Youthful offenders birched

Heetfordshire Mercury, 2nd March 1907


George Storey, 10 and Alfred Storey, 9, boys living in Kibes Lane, Ware, were summoned for stealing a bicycle pump on December 1st. P. C. Frogley stated that on Saturday February 2nd, whilst making enquiries in another case he received the bicycle pump (produced) from a boy named William George. He afterwards saw the defendants and asked them about the pump which they had sold to William George two months previously. They at first said they knew nothing about it, but afterwards admitted stealing it from a bicycle in the High-street Chapel-passage, and selling it for 6d. to a boy at Mr Youngs’.

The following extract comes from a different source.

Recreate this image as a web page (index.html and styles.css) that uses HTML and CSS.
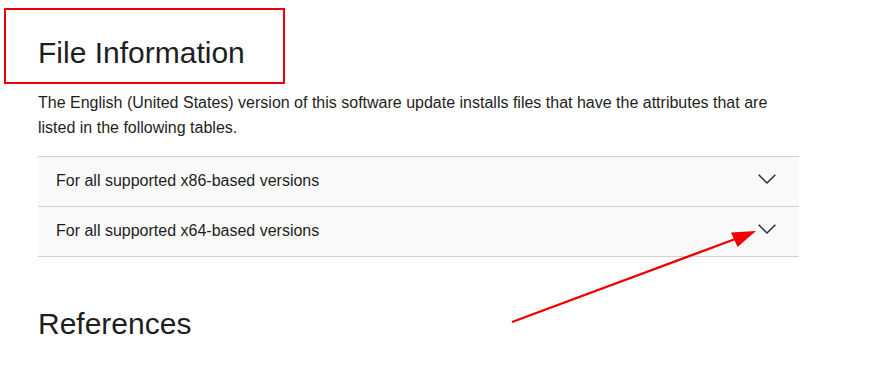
FILE: index.html
```html
<!DOCTYPE html>
<html lang="en">
<head>
<meta charset="utf-8">
<title>File Information</title>
<link rel="stylesheet" href="styles.css">
</head>
<body>
<main class="content">
  <h2 class="section-title">File Information</h2>
  <p class="intro">The English (United States) version of this software update installs files that have the attributes that are listed in the following tables.</p>
  <div class="accordion">
    <div class="acc-row">
      <span class="acc-label">For all supported x86-based versions</span>
      <svg class="chev" width="18" height="10" viewBox="0 0 18 10"><path d="M0.7 0.7 L9 9 L17.3 0.7" fill="none" stroke="#262626" stroke-width="1.4"/></svg>
    </div>
    <div class="acc-row">
      <span class="acc-label">For all supported x64-based versions</span>
      <svg class="chev" width="18" height="10" viewBox="0 0 18 10"><path d="M0.7 0.7 L9 9 L17.3 0.7" fill="none" stroke="#262626" stroke-width="1.4"/></svg>
    </div>
  </div>
  <h2 class="section-title refs">References</h2>
</main>
<div class="annot-box"></div>
<svg class="annot-arrow" width="870" height="365" viewBox="0 0 870 365">
  <line x1="512" y1="322" x2="738" y2="238" stroke="#f00000" stroke-width="2.4"/>
  <polygon points="756,231 731,232.5 737.5,247" fill="#f00000"/>
</svg>
</body>
</html>
```
FILE: styles.css
```css
html, body {
  margin: 0;
  padding: 0;
  background: #ffffff;
}
body {
  font-family: "Liberation Sans", Arial, sans-serif;
  color: #1e1e1e;
  position: relative;
  width: 870px;
  height: 365px;
  overflow: hidden;
}
.content {
  margin-left: 38px;
  width: 761px;
  padding-top: 35px;
}
.section-title {
  font-size: 30px;
  font-weight: 400;
  line-height: 36px;
  margin: 0;
}
.intro {
  font-size: 16px;
  line-height: 25px;
  margin: 19px 0 16px 0;
}
.accordion {
  border-top: 1px solid #d2d2d2;
}
.acc-row {
  height: 49px;
  border-bottom: 1px solid #d2d2d2;
  background: #f9f9f9;
  display: flex;
  align-items: center;
  justify-content: space-between;
  padding: 0 23px 0 18px;
}
.acc-label {
  font-size: 16px;
  line-height: 20px;
  margin-top: -2px;
}
.chev {
  display: block;
  margin-top: -5px;
}
.refs {
  margin-top: 49px;
}
.annot-box {
  position: absolute;
  left: 4px;
  top: 8px;
  width: 277px;
  height: 72px;
  border: 2px solid #f00000;
}
.annot-arrow {
  position: absolute;
  left: 0;
  top: 0;
}
```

Henry Hawkes, of Park Road, Ware, identified the pump as the property of Mr W. H. Lee, by whom he was employed as a clerk. They missed it from the bicycle about December 1st. It was worth 1s. 3d. William George, of Warren Terrace, Bengeo , said he was in the employ of Mr Youngs, baker, and he identified the pump as one he bought from the boys for sixpence in Church Street, Ware, on December 1st.

The Chairman: Did they offer it to you ?

Witness: Yes

The Chairman: Why ?

Witness : I don’t know

The Magistrates’ Clerk: Had you ever told them that you wanted to buy one ?

Witness : Yes, about a month before they told me they had sold a bicycle pump for sixpence, and I told them that I would have bought it if I had known they had one for sale. Then they brought me this one and they said they had found it, and I bought it.

The boys pleaded guilty.

The younger boy, Alfred Storey and William Suckling were then charged with stealing another bicycle pump on February 2nd. George Cornell, gamekeeper, of Old Farm, Wareside, said that on February 2nd he cycled to Ware and went to the Punch House, leaving his bicycle outside. When he came out a boy called his attention to something, and he saw that his pump was gone. He gave information to the police. He identified the pump now produced as his and valued it at 2 shillings. P. C. Frogley stated that he saw the two boys, and Suckling said ”Storey told me to take it off the bicycle. I did so, and laid it up on the side of the wall. Storey picked it up and ran to Baines’ yard and said  ‘Where shall we hide it?’ I said ‘I don’t know.’ Storey said ‘We’ll hide it up this yard’ and we did so. We then ran away.” Storey made a similar statement, and witness afterwards recovered the pump from the yard named. Both boys pleaded guilty.

The Chairman said the Magistrates were sorry to see such young boys beginning to thieve so early in life, and they were going to give them something which they hoped would stop them stealing in future, and be a warning to other boys in Ware.

They would each receive three strokes with the birch rod. Speaking to the witness William George, the Chairman said he must have known the pump was stolen, and he had by buying it encouraged the others to steal. He deserved a whipping as much as they did, and he must consider himself lucky he was not charged also. He must take warning and not do anything of the kind again.